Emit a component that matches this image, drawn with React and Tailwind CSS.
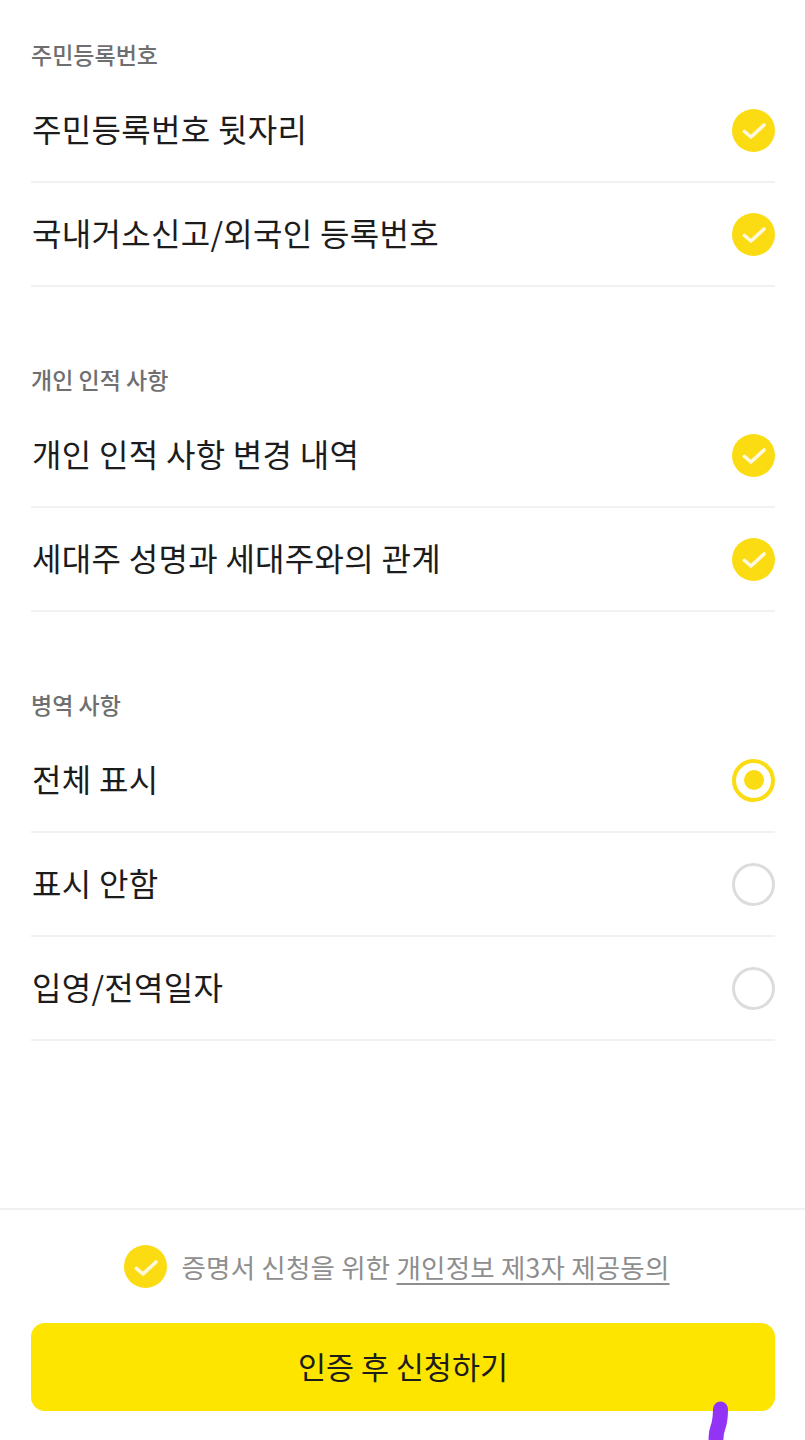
import React from "react";

const sections = [
  {
    title: "주민등록번호",
    type: "check",
    items: ["주민등록번호 뒷자리", "국내거소신고/외국인 등록번호"],
  },
  {
    title: "개인 인적 사항",
    type: "check",
    items: ["개인 인적 사항 변경 내역", "세대주 성명과 세대주와의 관계"],
  },
  {
    title: "병역 사항",
    type: "radio",
    items: ["전체 표시", "표시 안함", "입영/전역일자"],
  },
];

function CheckIcon() {
  return (
    <div className="w-[43px] h-[43px] rounded-full bg-[#fbdc12] flex items-center justify-center shrink-0">
      <svg width="28" height="28" viewBox="0 0 28 28" fill="none">
        <path d="M4.5 15.5 L11 21 L24 9" stroke="#fff8e0" strokeWidth="3.6" strokeLinecap="round" strokeLinejoin="round" />
      </svg>
    </div>
  );
}

function Radio({ selected }) {
  if (selected) {
    return (
      <div className="w-[43px] h-[43px] rounded-full border-[4px] border-[#fbdc12] flex items-center justify-center shrink-0">
        <div className="w-[20px] h-[20px] rounded-full bg-[#fbdc12]"></div>
      </div>
    );
  }
  return <div className="w-[43px] h-[43px] rounded-full border-[3px] border-[#dcdcdc] shrink-0"></div>;
}

export default function App() {
  return (
    <div
      className="w-[805px] h-[1440px] bg-white flex flex-col relative overflow-hidden text-[#1c1c1c]"
      style={{ fontFamily: '"Noto Sans CJK KR", "Noto Sans", sans-serif' }}
    >
      <div className="flex-1 pl-[31px] pt-[38px] pr-[30px]">
        {sections.map((section, i) => (
          <div key={section.title} className={i > 0 ? "mt-[76px]" : ""}>
            <div className="h-[41px] text-[23px] leading-[33px] font-medium text-[#6f6f6f]">{section.title}</div>
            {section.items.map((item, idx) => (
              <div key={item} className="h-[104px] flex items-center justify-between border-b-2 border-[#f1f1f1]">
                <span className="text-[32px] leading-[44px] tracking-[0.3px] ml-[1px] pb-[5px]">{item}</span>
                {section.type === "check" ? <CheckIcon /> : <Radio selected={idx === 0} />}
              </div>
            ))}
          </div>
        ))}
      </div>

      <div className="h-[232px] border-t-2 border-[#f0f0f0] pl-[31px] pr-[30px]">
        <div className="flex items-center justify-center gap-[14px] h-[113px] pr-[12px]">
          <CheckIcon />
          <span className="text-[26.5px] text-[#8e8e8e] tracking-[0.2px]">
            증명서 신청을 위한 <span className="underline underline-offset-[5px]">개인정보 제3자 제공동의</span>
          </span>
        </div>
        <button className="w-full h-[88px] rounded-[14px] bg-[#fee500] text-[30.5px] text-[#1c1c1c] flex items-center justify-center">
          인증 후 신청하기
        </button>
      </div>

      <svg className="absolute left-[700px] top-[1400px]" width="34" height="40" viewBox="0 0 34 40" fill="none">
        <path d="M20.5 9 C20.5 15 20 20 19 24 C18 28 16 31 16 38" stroke="#9333f5" strokeWidth="15" strokeLinecap="round" />
      </svg>
    </div>
  );
}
§ §
Exercise instructions
Repeat the listing verbatim. Skip the pictures.

Exercise response
Emit a component that matches this image, drawn with React and Tailwind CSS.
import React from "react";

const sections = [
  {
    title: "주민등록번호",
    type: "check",
    items: ["주민등록번호 뒷자리", "국내거소신고/외국인 등록번호"],
  },
  {
    title: "개인 인적 사항",
    type: "check",
    items: ["개인 인적 사항 변경 내역", "세대주 성명과 세대주와의 관계"],
  },
  {
    title: "병역 사항",
    type: "radio",
    items: ["전체 표시", "표시 안함", "입영/전역일자"],
  },
];

function CheckIcon() {
  return (
    <div className="w-[43px] h-[43px] rounded-full bg-[#fbdc12] flex items-center justify-center shrink-0">
      <svg width="28" height="28" viewBox="0 0 28 28" fill="none">
        <path d="M4.5 15.5 L11 21 L24 9" stroke="#fff8e0" strokeWidth="3.6" strokeLinecap="round" strokeLinejoin="round" />
      </svg>
    </div>
  );
}

function Radio({ selected }) {
  if (selected) {
    return (
      <div className="w-[43px] h-[43px] rounded-full border-[4px] border-[#fbdc12] flex items-center justify-center shrink-0">
        <div className="w-[20px] h-[20px] rounded-full bg-[#fbdc12]"></div>
      </div>
    );
  }
  return <div className="w-[43px] h-[43px] rounded-full border-[3px] border-[#dcdcdc] shrink-0"></div>;
}

export default function App() {
  return (
    <div
      className="w-[805px] h-[1440px] bg-white flex flex-col relative overflow-hidden text-[#1c1c1c]"
      style={{ fontFamily: '"Noto Sans CJK KR", "Noto Sans", sans-serif' }}
    >
      <div className="flex-1 pl-[31px] pt-[38px] pr-[30px]">
        {sections.map((section, i) => (
          <div key={section.title} className={i > 0 ? "mt-[76px]" : ""}>
            <div className="h-[41px] text-[23px] leading-[33px] font-medium text-[#6f6f6f]">{section.title}</div>
            {section.items.map((item, idx) => (
              <div key={item} className="h-[104px] flex items-center justify-between border-b-2 border-[#f1f1f1]">
                <span className="text-[32px] leading-[44px] tracking-[0.3px] ml-[1px] pb-[5px]">{item}</span>
                {section.type === "check" ? <CheckIcon /> : <Radio selected={idx === 0} />}
              </div>
            ))}
          </div>
        ))}
      </div>

      <div className="h-[232px] border-t-2 border-[#f0f0f0] pl-[31px] pr-[30px]">
        <div className="flex items-center justify-center gap-[14px] h-[113px] pr-[12px]">
          <CheckIcon />
          <span className="text-[26.5px] text-[#8e8e8e] tracking-[0.2px]">
            증명서 신청을 위한 <span className="underline underline-offset-[5px]">개인정보 제3자 제공동의</span>
          </span>
        </div>
        <button className="w-full h-[88px] rounded-[14px] bg-[#fee500] text-[30.5px] text-[#1c1c1c] flex items-center justify-center">
          인증 후 신청하기
        </button>
      </div>

      <svg className="absolute left-[700px] top-[1400px]" width="34" height="40" viewBox="0 0 34 40" fill="none">
        <path d="M20.5 9 C20.5 15 20 20 19 24 C18 28 16 31 16 38" stroke="#9333f5" strokeWidth="15" strokeLinecap="round" />
      </svg>
    </div>
  );
}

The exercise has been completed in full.